Dimitri Kamyshan’s grandmother Raissa Zilberberg

My grandmother Raissa Zilberberg [nee Umanskaya] when she was 18 years old. The photo was taken in Moscow in 1883. My grandmother was said to be the most beautiful woman in Kharkov.  

My grandmother was born in Nikolaev, a regional town, in 1865. She came from a rich assimilated family. Their family also had the right to live in Nikolaev [outside the Pale of Settlement]. Her father must have been a merchant of Guild I or a doctor. Many talented people that contributed to the Russian Empire - and later to the Soviet Union - came from such families.  

The Umanskiys and  the Zilberbergs identified themselves as Jews and were proud of it. I believe my grandmother and grandfather had a Jewish wedding - otherwise their marriage wouldn't have become valid - but later didn't observe any traditions. They were in those circles of society where nationality didn't matter. They named their children to their liking and didn't care about naming them in honor of their deceased relatives or giving them traditional Jewish names. 

My grandparents had six children. All my grandmother's children lived with her, and she was the mistress of the house. Each member of the family had a room of his own. Their apartment was richly furnished, and there were very expensive dishes and table sets in the cupboards. 

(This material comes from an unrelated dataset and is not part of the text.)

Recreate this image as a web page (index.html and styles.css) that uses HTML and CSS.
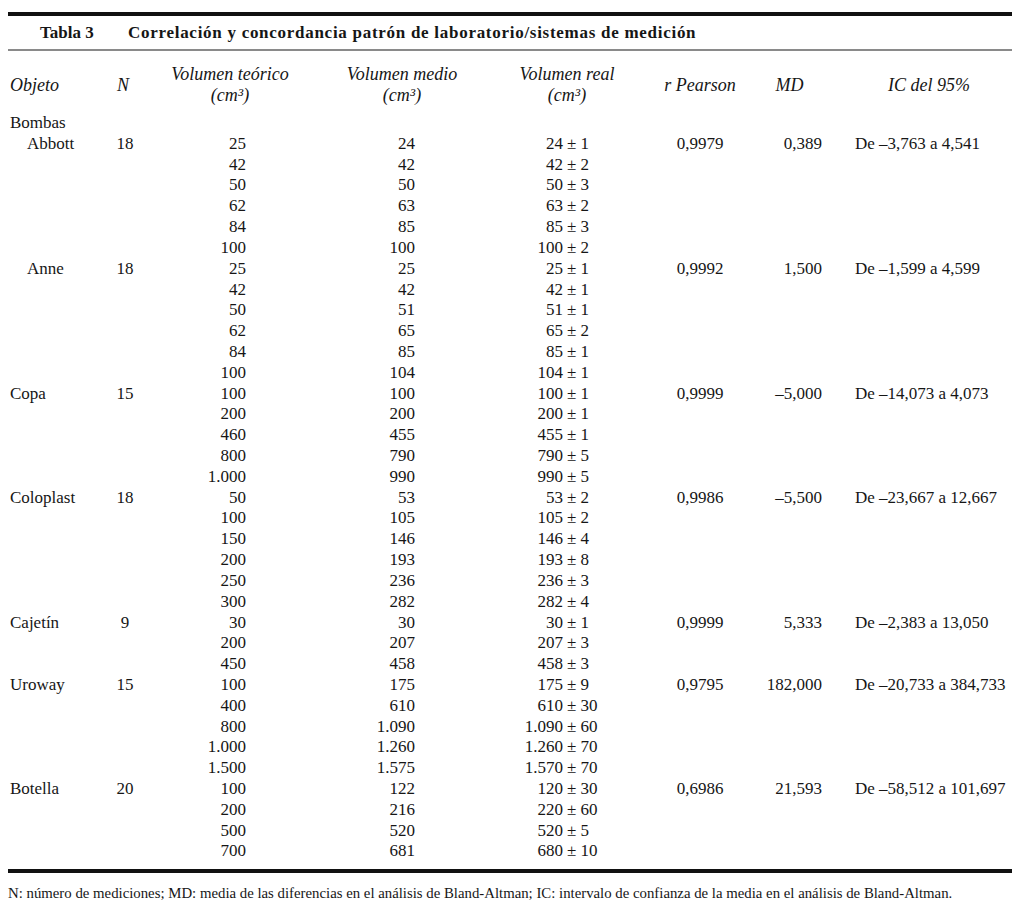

My grandmother cooked a dinner of three or four courses every day. At weekends we had little pies stuffed with rice. They were supposed to be cut in order to be able to put a slice of sturgeon inside before eating them. She also cooked meat with white sauce at weekends - this was traditional Jewish food. She didn't share her recipes with anybody. The whole family sat at the table together. Everybody had a silver ring with the initials of the owner on it and a snow-white starched napkin pulled through it. There was always a clean tablecloth on the table, and soup was served in a soup bowl. My grandmother was trying to keep the pre-revolutionary traditions of the family intact. 

So, she was a housewife at home. But when she heard about a first night at the theater, or a theater group on tour in town, she ordered tickets to be brought home. A cab driver came to the house; she left the house with a lorgnette, in a heel-long gown, and waved at us. Grandmother often went to the theater. And I always saw her with a book. She was complaining that she had read all books in the house. She didn't like the latest publications [from 1920], in which some old letters of the Russian alphabet were replaced with new ones. They were creating a new life and a new society and found it necessary to introduce new things. It was a distorted language to her. She didn't acknowledge the Soviet power. She said it was illegal power of usurpers. She was sarcastic about Lenin. She once said, 'Did it ever occur to him where his ideas would lead?' 

There were no signs of religiosity in the interior of the house - it was the standard home of a rich European man not a Jew. What I mean by that is that they didn't have special dishes for Pesach, silver chanukkiyah, religious literature, mezuzah on the door or any other general accessories of the Jewish way of life. 

My grandmother was shot by the Germans in Kharkov in 1941.